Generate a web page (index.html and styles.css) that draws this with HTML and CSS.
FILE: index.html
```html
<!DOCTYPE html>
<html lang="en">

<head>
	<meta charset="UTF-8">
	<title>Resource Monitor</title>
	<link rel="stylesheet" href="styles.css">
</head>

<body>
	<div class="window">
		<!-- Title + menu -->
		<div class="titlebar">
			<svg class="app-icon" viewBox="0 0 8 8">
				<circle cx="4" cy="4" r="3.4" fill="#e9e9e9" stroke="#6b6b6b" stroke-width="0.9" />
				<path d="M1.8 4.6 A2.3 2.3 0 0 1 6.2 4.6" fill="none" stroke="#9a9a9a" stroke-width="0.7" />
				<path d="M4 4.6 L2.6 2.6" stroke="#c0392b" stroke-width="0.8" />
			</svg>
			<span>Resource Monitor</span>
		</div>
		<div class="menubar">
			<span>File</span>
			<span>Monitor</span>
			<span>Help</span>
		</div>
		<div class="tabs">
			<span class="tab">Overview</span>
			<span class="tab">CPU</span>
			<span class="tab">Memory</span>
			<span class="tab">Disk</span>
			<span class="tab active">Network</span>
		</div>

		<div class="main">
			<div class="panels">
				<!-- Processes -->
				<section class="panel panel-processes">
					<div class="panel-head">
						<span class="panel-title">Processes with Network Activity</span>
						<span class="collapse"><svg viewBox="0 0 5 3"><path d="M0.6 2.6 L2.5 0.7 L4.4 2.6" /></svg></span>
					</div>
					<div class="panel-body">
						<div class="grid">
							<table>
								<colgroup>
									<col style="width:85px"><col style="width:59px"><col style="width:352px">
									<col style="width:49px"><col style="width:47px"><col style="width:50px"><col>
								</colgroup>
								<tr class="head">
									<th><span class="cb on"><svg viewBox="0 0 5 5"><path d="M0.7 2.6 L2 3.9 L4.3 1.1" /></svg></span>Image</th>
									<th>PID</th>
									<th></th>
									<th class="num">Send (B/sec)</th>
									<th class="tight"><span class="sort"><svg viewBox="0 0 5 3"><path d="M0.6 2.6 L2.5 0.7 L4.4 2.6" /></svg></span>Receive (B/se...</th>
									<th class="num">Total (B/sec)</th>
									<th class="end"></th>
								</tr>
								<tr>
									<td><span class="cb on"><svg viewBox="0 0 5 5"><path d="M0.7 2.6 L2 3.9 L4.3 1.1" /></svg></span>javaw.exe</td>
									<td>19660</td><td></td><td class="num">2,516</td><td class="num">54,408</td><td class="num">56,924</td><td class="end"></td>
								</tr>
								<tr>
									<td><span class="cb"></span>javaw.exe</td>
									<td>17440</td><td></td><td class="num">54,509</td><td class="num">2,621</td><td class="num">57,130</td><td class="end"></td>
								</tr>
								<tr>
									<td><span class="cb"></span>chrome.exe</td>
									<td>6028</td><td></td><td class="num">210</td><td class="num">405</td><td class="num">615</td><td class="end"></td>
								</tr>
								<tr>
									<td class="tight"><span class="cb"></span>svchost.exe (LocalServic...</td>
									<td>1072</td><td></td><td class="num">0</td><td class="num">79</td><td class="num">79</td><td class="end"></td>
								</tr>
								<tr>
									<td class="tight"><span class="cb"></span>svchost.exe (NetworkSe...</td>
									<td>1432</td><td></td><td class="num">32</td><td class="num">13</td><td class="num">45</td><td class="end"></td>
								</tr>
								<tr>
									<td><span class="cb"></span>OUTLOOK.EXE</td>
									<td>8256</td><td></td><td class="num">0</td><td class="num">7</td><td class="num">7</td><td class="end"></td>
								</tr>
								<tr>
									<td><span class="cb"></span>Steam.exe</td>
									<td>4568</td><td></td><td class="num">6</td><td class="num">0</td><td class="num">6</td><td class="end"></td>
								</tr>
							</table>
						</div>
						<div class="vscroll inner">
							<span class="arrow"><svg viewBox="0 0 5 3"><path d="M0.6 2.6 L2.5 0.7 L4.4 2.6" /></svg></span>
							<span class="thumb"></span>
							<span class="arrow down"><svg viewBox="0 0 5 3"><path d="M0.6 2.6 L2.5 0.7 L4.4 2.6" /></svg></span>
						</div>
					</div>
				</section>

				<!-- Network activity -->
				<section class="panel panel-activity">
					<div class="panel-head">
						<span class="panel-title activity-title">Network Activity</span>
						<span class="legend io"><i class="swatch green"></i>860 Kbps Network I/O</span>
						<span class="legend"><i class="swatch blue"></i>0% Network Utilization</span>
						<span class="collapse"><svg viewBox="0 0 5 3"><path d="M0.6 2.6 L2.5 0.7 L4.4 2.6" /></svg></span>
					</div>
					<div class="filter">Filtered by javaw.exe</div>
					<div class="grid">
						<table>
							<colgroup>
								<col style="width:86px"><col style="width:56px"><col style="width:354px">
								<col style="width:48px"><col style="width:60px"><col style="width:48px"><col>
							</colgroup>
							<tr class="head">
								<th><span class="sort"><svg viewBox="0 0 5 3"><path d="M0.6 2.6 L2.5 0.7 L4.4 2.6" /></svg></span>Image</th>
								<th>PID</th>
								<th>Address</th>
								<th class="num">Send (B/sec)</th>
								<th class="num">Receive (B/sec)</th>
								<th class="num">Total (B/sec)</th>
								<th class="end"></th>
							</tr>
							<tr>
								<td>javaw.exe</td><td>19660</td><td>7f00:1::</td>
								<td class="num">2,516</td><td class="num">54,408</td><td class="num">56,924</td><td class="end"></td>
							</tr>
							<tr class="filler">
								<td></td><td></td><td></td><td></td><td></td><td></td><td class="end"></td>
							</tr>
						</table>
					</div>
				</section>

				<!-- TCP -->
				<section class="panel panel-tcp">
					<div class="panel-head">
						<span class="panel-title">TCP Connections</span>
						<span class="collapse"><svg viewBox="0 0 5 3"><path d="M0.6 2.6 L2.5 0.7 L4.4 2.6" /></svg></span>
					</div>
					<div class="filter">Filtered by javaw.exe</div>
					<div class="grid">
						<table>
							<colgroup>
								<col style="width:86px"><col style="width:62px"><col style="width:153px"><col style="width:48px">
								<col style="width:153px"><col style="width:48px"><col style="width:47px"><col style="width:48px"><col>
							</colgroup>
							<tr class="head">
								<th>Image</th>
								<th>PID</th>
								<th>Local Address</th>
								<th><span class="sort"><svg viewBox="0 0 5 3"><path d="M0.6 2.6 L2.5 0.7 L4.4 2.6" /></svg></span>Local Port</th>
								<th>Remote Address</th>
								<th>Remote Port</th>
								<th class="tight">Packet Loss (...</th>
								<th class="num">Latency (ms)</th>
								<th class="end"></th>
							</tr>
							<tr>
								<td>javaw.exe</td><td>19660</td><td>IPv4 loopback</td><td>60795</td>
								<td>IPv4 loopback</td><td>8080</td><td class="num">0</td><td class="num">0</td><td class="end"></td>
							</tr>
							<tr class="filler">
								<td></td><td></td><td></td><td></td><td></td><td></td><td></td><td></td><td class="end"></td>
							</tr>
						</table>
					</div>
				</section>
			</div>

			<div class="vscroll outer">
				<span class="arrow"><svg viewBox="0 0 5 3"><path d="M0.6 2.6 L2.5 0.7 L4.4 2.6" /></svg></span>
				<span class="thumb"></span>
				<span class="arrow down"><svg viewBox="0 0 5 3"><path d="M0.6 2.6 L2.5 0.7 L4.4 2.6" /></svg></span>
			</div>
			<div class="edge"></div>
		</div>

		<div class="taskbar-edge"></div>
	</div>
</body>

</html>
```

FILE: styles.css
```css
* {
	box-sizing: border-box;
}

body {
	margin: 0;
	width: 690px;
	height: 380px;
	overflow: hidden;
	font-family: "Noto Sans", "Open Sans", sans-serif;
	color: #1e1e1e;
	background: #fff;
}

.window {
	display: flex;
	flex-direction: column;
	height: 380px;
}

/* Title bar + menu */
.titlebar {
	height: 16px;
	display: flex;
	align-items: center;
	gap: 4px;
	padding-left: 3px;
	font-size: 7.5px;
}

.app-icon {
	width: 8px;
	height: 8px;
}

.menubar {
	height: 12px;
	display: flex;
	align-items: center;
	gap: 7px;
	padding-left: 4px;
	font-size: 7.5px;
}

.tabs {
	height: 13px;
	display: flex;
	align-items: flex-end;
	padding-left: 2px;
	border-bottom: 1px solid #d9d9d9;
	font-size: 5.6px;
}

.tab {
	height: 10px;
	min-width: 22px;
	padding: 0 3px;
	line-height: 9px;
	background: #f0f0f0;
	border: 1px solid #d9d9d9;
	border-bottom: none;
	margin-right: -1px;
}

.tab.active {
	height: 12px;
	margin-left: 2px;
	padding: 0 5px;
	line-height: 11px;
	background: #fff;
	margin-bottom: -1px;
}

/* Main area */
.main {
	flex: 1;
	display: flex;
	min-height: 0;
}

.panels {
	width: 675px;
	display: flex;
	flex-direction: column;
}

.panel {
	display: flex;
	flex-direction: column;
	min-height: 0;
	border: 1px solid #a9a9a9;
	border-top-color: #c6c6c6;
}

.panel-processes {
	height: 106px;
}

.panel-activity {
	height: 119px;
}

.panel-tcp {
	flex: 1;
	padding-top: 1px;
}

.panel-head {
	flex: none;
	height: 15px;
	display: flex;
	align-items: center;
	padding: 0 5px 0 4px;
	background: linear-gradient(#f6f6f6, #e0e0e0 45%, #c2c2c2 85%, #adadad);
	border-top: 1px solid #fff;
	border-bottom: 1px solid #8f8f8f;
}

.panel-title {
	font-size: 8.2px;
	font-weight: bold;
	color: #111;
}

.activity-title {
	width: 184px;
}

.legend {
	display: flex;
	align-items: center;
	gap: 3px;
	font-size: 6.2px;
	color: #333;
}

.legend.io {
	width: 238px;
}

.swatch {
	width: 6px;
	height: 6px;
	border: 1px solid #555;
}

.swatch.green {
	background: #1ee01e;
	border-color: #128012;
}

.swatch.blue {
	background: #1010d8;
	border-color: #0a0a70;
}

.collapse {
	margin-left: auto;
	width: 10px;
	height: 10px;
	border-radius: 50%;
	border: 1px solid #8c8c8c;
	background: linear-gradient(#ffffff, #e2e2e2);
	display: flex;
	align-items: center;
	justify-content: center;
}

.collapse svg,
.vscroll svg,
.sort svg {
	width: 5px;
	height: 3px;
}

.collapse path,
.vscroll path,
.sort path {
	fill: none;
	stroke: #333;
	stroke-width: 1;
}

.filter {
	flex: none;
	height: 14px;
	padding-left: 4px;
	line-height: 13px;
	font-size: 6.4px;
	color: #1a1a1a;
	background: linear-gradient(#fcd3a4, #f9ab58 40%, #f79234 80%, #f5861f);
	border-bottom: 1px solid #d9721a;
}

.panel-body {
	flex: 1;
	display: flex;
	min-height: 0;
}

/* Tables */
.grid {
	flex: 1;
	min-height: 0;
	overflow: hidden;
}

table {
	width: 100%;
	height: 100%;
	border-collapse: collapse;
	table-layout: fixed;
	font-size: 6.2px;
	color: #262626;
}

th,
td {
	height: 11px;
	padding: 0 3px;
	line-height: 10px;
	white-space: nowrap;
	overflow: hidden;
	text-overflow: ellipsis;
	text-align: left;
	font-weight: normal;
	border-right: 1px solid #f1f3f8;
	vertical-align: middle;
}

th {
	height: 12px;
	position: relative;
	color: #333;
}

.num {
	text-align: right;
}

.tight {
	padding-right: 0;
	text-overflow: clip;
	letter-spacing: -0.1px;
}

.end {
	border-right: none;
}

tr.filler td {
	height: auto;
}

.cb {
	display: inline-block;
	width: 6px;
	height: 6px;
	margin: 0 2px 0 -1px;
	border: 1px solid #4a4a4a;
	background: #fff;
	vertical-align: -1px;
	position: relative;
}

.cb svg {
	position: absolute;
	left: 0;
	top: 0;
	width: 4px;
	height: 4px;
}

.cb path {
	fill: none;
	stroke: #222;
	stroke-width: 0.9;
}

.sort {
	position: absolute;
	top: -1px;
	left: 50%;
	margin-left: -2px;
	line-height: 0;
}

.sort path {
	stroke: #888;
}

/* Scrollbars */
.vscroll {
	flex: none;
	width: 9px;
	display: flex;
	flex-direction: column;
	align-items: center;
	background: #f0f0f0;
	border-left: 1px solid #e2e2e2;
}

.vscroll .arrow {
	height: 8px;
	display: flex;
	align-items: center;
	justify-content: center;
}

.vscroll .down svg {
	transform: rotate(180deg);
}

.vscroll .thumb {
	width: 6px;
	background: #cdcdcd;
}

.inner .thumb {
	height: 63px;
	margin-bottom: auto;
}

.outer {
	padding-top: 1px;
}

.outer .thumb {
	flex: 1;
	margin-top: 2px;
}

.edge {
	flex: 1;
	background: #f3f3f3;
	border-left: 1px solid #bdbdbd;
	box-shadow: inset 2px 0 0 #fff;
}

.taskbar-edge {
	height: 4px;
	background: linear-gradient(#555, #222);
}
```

▶ _Work to be completed_
Scan the material above. Copy each line that holds the word "index".

▶ _Exercise solution_
Generate a web page (index.html and styles.css) that draws this with HTML and CSS.
FILE: index.html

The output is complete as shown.